Handle very long lines (2GiB and longer) on systems with a deficient
read system call.

** 2.15 Bug fixes
grep's \s and \S failed to work with multi-byte white space characters.
For example, \s would fail to match a non-breaking space, and this
would print nothing: printf '\xc2\xa0' | LC_ALL=en_US.UTF-8 grep '\s'
A related bug is that \S would mistakenly match an invalid multibyte
character. For example, the following would match:
printf '\x82\n' | LC_ALL=en_US.UTF-8 grep '^\S$'
[bug present since grep-2.6]

grep -i would segfault on systems using UTF-16-based wchar_t (Cygwin)
when converting an input string containing certain 4-byte UTF-8
sequences to lower case. The conversions to wchar_t and back to
a UTF-8 multibyte string did not take surrogate pairs into account.
[bug present since at least grep-2.6, though the segfault is new with 2.13]

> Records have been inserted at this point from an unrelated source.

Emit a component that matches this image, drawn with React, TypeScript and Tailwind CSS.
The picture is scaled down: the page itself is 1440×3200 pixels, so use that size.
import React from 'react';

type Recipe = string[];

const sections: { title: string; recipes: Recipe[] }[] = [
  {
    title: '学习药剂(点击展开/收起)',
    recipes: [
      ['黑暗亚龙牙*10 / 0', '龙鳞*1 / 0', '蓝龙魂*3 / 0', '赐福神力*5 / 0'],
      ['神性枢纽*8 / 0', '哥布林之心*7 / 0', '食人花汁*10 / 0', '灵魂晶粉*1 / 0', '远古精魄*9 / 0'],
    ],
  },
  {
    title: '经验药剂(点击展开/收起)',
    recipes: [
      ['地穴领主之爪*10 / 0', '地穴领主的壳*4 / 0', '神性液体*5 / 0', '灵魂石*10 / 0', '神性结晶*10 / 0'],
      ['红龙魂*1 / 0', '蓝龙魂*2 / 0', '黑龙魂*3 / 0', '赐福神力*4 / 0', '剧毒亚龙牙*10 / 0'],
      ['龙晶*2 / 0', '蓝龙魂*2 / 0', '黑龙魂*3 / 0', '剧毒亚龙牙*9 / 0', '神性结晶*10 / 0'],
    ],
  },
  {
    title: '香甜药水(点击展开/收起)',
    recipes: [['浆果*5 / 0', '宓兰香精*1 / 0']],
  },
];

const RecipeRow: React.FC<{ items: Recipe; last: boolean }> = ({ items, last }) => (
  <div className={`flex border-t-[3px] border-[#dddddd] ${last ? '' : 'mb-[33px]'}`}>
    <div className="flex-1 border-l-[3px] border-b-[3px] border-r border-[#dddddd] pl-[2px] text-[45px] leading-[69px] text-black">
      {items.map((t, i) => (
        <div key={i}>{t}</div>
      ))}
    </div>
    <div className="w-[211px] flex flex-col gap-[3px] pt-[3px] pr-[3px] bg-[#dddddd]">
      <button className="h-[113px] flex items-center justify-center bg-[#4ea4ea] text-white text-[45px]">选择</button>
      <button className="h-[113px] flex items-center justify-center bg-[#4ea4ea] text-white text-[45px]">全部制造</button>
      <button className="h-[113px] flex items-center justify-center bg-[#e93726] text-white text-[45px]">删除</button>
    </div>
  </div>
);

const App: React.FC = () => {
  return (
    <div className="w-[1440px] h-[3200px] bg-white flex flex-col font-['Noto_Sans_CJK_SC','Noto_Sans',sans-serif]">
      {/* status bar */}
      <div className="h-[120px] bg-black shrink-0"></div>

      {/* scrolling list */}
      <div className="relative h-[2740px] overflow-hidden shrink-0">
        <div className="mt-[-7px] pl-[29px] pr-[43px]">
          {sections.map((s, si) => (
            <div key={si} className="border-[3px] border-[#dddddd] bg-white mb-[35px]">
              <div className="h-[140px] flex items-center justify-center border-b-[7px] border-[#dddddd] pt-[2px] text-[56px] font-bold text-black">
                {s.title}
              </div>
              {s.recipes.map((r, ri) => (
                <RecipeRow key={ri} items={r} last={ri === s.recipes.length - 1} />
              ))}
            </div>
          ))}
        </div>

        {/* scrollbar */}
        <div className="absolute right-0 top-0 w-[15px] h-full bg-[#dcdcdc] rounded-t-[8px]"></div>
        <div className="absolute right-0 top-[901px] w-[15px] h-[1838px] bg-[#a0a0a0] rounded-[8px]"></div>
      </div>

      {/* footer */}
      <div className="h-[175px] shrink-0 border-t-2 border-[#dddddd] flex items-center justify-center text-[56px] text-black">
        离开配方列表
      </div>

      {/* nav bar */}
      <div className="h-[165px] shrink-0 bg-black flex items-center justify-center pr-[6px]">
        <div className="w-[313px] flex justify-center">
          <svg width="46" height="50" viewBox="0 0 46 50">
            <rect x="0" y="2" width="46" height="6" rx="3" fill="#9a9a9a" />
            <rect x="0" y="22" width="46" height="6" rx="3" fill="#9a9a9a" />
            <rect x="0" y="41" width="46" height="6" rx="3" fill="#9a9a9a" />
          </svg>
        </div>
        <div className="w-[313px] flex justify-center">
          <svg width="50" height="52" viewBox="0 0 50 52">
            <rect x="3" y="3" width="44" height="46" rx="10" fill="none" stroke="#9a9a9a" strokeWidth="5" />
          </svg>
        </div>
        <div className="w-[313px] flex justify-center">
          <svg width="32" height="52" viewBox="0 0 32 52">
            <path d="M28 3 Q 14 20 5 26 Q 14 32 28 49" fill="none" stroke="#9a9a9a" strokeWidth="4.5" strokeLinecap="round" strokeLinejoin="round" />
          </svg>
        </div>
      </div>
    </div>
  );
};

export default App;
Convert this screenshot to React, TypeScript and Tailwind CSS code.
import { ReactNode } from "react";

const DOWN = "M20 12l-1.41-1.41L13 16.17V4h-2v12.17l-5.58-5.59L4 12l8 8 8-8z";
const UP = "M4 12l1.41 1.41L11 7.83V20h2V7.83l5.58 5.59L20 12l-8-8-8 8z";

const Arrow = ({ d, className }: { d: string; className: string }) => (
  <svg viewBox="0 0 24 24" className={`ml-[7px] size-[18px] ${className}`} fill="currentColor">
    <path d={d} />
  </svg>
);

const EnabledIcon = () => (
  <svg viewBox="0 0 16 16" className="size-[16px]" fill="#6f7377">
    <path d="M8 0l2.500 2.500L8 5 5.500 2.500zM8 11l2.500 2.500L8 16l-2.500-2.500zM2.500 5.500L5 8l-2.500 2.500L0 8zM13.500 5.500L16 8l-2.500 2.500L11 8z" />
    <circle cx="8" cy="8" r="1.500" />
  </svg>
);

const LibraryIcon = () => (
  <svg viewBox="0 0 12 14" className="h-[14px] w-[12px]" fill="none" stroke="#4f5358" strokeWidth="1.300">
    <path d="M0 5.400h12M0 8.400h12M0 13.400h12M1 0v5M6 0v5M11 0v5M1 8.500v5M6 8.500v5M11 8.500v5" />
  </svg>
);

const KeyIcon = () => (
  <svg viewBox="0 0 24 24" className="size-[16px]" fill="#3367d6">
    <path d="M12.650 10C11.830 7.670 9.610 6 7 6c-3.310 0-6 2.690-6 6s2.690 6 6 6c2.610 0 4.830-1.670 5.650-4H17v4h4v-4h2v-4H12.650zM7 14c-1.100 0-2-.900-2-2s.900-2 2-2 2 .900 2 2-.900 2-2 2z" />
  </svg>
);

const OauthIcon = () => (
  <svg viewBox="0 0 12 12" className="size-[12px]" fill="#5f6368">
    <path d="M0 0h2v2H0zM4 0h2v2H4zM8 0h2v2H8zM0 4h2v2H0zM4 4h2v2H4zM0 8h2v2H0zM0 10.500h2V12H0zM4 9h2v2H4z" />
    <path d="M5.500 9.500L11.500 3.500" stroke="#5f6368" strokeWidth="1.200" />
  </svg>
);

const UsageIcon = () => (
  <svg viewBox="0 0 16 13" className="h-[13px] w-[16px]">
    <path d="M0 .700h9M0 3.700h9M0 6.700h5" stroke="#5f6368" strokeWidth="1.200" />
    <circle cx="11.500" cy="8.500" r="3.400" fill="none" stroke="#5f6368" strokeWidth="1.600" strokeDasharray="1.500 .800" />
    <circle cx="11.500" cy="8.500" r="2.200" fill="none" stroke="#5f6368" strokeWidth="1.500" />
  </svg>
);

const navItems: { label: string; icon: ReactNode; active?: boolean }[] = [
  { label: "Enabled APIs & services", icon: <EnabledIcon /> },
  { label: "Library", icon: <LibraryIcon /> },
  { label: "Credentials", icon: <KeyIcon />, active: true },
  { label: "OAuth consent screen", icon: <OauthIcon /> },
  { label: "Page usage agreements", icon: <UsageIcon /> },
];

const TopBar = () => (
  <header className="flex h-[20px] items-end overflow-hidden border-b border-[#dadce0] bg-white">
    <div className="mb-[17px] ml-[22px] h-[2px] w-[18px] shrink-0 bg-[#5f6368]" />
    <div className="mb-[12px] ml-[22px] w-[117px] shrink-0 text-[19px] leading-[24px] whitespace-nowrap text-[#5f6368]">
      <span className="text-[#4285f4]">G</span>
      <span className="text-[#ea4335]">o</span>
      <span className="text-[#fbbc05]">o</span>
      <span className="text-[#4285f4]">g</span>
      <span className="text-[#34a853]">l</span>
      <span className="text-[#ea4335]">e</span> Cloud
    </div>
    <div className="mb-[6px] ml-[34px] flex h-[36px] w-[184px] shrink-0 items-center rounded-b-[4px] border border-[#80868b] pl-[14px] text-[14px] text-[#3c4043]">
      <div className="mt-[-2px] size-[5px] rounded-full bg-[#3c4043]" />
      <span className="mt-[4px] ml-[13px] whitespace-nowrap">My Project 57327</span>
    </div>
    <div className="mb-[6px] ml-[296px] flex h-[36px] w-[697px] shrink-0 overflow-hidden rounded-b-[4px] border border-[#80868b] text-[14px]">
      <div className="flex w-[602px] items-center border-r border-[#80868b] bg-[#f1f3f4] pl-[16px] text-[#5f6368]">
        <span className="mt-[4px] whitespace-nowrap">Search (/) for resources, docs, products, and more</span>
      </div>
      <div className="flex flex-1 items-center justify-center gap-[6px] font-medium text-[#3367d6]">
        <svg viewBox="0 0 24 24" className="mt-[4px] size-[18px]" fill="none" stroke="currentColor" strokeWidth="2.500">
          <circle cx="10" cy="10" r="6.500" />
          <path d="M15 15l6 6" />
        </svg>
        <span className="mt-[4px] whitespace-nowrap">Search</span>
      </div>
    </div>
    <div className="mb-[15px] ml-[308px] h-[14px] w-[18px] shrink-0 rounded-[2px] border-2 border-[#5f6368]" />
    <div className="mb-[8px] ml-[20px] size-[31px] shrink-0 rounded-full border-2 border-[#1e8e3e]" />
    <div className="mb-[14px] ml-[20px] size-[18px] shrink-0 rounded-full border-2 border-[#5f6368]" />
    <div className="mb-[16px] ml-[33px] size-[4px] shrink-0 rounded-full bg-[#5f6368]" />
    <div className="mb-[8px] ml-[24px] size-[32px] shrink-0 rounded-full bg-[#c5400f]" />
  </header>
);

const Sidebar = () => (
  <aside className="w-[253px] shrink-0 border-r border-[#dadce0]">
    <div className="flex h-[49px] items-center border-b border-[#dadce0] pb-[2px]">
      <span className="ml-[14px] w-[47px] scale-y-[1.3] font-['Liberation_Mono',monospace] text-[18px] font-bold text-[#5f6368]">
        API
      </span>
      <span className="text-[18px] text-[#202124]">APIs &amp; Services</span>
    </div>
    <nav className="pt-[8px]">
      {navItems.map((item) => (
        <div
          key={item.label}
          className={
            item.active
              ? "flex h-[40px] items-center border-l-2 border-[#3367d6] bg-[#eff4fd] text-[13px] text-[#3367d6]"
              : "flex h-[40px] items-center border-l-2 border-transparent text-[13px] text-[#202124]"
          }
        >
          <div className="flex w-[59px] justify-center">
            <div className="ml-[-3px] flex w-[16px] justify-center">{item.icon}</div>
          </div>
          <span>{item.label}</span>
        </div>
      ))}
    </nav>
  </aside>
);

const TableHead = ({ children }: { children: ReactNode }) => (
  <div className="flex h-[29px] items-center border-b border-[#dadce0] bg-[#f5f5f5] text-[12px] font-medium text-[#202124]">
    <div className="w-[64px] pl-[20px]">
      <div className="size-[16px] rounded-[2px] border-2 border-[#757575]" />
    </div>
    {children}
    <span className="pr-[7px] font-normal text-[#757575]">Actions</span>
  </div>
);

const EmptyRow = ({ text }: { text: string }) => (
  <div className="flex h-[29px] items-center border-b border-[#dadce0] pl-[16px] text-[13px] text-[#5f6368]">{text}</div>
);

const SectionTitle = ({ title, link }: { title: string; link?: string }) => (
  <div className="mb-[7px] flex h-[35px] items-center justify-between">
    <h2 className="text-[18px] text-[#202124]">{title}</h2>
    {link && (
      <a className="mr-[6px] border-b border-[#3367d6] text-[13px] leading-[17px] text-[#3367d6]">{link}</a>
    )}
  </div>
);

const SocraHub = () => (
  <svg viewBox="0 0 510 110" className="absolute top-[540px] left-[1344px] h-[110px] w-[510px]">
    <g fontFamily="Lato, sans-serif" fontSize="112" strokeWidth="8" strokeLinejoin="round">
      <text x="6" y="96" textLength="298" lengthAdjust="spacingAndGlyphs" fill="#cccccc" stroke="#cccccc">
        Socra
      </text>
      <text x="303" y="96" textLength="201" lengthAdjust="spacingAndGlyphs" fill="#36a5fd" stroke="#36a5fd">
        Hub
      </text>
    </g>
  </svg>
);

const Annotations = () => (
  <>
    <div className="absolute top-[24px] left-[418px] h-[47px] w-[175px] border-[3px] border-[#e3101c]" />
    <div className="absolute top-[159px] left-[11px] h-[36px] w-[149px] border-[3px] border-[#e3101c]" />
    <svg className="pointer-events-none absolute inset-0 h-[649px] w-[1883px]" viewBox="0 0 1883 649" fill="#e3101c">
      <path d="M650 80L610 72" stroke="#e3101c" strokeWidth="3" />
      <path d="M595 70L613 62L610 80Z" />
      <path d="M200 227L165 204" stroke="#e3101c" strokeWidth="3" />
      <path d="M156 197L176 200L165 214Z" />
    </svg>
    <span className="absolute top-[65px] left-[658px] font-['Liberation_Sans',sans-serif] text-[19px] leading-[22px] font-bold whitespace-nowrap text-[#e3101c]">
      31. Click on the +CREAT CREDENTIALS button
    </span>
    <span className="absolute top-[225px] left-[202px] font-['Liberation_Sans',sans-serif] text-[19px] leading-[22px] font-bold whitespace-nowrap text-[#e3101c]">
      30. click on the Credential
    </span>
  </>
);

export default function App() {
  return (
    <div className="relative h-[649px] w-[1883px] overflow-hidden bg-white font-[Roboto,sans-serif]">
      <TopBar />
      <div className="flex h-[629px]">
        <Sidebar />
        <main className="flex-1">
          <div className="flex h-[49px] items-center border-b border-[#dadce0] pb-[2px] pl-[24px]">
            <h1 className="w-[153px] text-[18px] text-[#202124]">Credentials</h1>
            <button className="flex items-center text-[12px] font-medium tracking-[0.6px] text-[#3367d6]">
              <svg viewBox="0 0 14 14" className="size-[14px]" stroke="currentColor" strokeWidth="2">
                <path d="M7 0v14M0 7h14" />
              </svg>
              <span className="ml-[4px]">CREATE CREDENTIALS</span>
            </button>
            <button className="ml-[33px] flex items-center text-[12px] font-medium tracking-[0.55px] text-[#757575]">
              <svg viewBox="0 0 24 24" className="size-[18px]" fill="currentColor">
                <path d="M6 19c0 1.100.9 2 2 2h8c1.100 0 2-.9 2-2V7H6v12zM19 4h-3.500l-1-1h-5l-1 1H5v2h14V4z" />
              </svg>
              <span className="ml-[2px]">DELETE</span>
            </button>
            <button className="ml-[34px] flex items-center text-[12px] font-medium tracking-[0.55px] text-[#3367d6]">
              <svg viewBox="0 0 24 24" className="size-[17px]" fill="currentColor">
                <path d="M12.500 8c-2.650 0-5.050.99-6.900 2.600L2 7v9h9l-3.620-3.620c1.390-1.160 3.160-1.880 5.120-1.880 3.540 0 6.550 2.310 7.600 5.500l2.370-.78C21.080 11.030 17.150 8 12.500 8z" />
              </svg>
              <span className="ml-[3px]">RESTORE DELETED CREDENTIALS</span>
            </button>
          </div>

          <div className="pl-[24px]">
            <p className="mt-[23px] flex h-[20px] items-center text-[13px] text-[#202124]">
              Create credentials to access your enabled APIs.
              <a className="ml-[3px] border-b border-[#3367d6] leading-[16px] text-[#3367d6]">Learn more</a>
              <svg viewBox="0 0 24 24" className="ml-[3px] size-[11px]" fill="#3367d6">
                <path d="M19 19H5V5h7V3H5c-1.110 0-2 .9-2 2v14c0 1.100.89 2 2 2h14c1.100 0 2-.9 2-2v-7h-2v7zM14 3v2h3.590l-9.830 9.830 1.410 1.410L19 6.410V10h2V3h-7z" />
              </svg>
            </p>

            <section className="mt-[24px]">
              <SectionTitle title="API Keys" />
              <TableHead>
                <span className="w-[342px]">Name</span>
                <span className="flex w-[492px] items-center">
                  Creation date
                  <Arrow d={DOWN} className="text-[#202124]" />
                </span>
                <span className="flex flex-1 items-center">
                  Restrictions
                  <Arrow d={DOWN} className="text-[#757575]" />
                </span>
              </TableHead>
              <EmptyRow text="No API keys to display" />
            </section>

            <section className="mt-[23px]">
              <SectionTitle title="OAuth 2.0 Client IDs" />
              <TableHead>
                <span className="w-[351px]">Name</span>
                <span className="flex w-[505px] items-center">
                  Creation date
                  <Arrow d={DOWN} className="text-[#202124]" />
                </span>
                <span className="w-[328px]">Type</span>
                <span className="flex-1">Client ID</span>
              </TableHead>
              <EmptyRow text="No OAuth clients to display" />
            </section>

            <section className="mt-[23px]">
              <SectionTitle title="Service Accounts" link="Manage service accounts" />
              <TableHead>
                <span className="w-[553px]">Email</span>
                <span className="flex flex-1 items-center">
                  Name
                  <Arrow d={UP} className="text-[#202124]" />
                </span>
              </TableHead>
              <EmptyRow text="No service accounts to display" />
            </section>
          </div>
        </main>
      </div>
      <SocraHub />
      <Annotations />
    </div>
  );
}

grep -E would segfault when given a regexp like '([^.]*[M]){1,2}'
for any multibyte character M. [bug introduced in grep-2.6, which would
segfault, but 2.7 and 2.8 had no problem, and 2.9 through 2.14 would
hit a failed assertion. ]

grep -F would get stuck in an infinite loop when given a search string
that is an invalid byte sequence in the current locale and that matches
the bytes of the input twice on a line. Now grep fails with exit status 1.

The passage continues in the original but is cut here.